Confiscation of currency

The Confiscation Penalty will be applied to any non-declared currency in cash, be it Brazilian or foreign, above the amount equivalent to BRL 10.000, either entering or exiting Brazilian territory. Although, there may be some specific legal procedures in which this may be legal, like declaring the currency, for example. Securities, as well as regular and travel checks are not considered in this case.

The Confiscation Penalty may be applied to currencies that are in international transit, provided that the circumstances make clear the attempt to exit or enter the country illegally. Should any person wish to enter or exit Brazil with values higher than BRL 10.000 or the equivalent in foreign currencies, they should complete a Declaração Eletrônica de Bens de Viajantes, which is Portuguese for Electronic Travelers’ Customs Declaration, the e-DBV. They should then present themselves to the Federal Revenue Service’s office responsible for the zone where they will enter or exit the country.

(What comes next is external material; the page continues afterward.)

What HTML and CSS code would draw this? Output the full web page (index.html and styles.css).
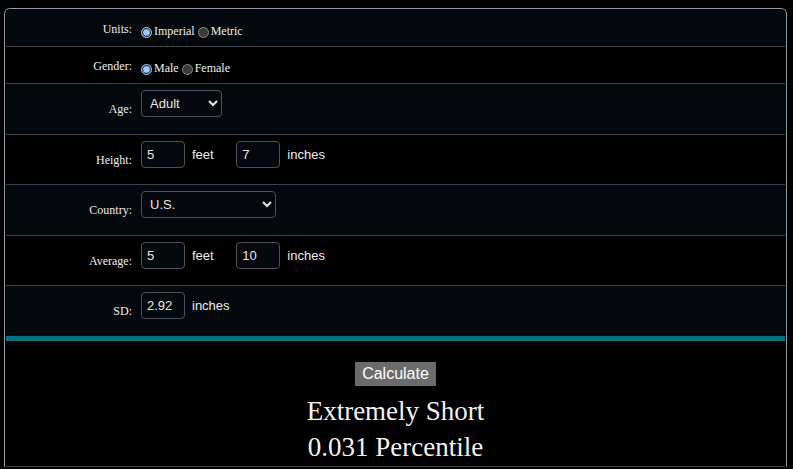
FILE: index.html
```html
<!DOCTYPE html>
<html lang="en">
<head>
  <meta charset="UTF-8">
  <title>Height Percentile Calculator</title>
  <link rel="stylesheet" href="styles.css">
</head>
<body>
  <div class="panel">
    <table class="calc">
      <tr class="odd">
        <td class="label">Units:</td>
        <td class="field radios">
          <label><input type="radio" name="units" checked>Imperial</label>
          <label><input type="radio" name="units">Metric</label>
        </td>
      </tr>
      <tr>
        <td class="label">Gender:</td>
        <td class="field radios">
          <label><input type="radio" name="gender" checked>Male</label>
          <label><input type="radio" name="gender">Female</label>
        </td>
      </tr>
      <tr class="odd">
        <td class="label">Age:</td>
        <td class="field">
          <select class="age">
            <option>Adult</option>
            <option>Child</option>
          </select>
        </td>
      </tr>
      <tr>
        <td class="label">Height:</td>
        <td class="field">
          <input class="num" type="text" value="5"><span class="unit">feet</span>
          <input class="num" type="text" value="7"><span class="unit">inches</span>
        </td>
      </tr>
      <tr class="odd">
        <td class="label">Country:</td>
        <td class="field">
          <select class="country">
            <option>U.S.</option>
            <option>U.K.</option>
          </select>
        </td>
      </tr>
      <tr>
        <td class="label">Average:</td>
        <td class="field">
          <input class="num" type="text" value="5"><span class="unit">feet</span>
          <input class="num" type="text" value="10"><span class="unit">inches</span>
        </td>
      </tr>
      <tr class="odd last">
        <td class="label">SD:</td>
        <td class="field">
          <input class="num" type="text" value="2.92"><span class="unit">inches</span>
        </td>
      </tr>
      <tr class="result">
        <td colspan="2">
          <button class="go">Calculate</button>
          <div class="verdict">Extremely Short</div>
          <div class="verdict">0.031 Percentile</div>
        </td>
      </tr>
    </table>
  </div>
</body>
</html>
```

FILE: styles.css
```css
:root{
  color-scheme: dark;
}
*{
  box-sizing: border-box;
}
body{
  margin: 0;
  background: #000;
  color: #eee;
  font-family: "Liberation Serif", serif;
  font-size: 12px;
}

.panel{
  margin: 8px 6px 0 4px;
  padding: 1px 1px 0;
  border: 1px solid #8e9ca2;
  border-bottom: none;
  border-radius: 6px 6px 0 0;
  background: #000;
}

.calc{
  width: 100%;
  border-collapse: separate;
  border-spacing: 0;
}
.calc td{
  border-bottom: 1px solid #3b4347;
}
.calc tr.odd td{
  background: #05080c;
}
.calc tr.last td{
  border-bottom: none;
}

.label{
  width: 135px;
  padding: 2px 9px 0 0;
  text-align: right;
  vertical-align: middle;
}
.field{
  padding: 6px 0 16.5px;
  vertical-align: top;
  font-family: "Liberation Sans", sans-serif;
  font-size: 13px;
}
.radios{
  padding: 13px 0 7px;
  font-family: "Liberation Serif", serif;
  font-size: 12px;
  line-height: 16px;
}
.radios input{
  width: 11px;
  height: 11px;
  margin: 0 2px 0 0;
  vertical-align: -3px;
}

.num, select{
  height: 27px;
  border: 1px solid #4d5459;
  border-radius: 4px;
  background: #05080c;
  color: #e8e8e8;
  font-family: "Liberation Sans", sans-serif;
  font-size: 13px;
  vertical-align: top;
}
.num{
  width: 44px;
  padding: 0 5px;
}
select{
  padding: 0 4px;
}
.age{
  width: 81px;
}
.country{
  width: 135px;
}
.unit{
  display: inline-block;
  margin: 0 19px 0 7px;
  line-height: 27px;
  vertical-align: top;
}

.result td{
  border-top: 5px solid #017482;
  border-bottom: 1px solid #3b4347;
  padding: 21px 0 1px;
  text-align: center;
  background: #000;
}
.go{
  height: 24px;
  padding: 0 7px;
  border: none;
  border-radius: 0;
  background: #6b6b6b;
  color: #fff;
  font-family: "Liberation Sans", sans-serif;
  font-size: 16px;
}
.verdict{
  font-size: 27px;
  line-height: 36px;
  color: #f2f2f2;
}
.go + .verdict{
  margin-top: 7px;
}
```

Improper application of the Confiscation Penalty

It is important to mention that the Federal Revenue Service auditors may sometimes apply the Confiscation Penalty in cases not mentioned above, for instance as a replacement for the fine applied due to a misclassification given to a cargo. In these cases, the person responsible for the import operation has up to 20 days to provide documents to prove that the Confiscation Penalty does not apply. If this does not happen, the goods will be confiscated. After this, the Federal Revenue Service will then proceed to submit the case to trial before a Court.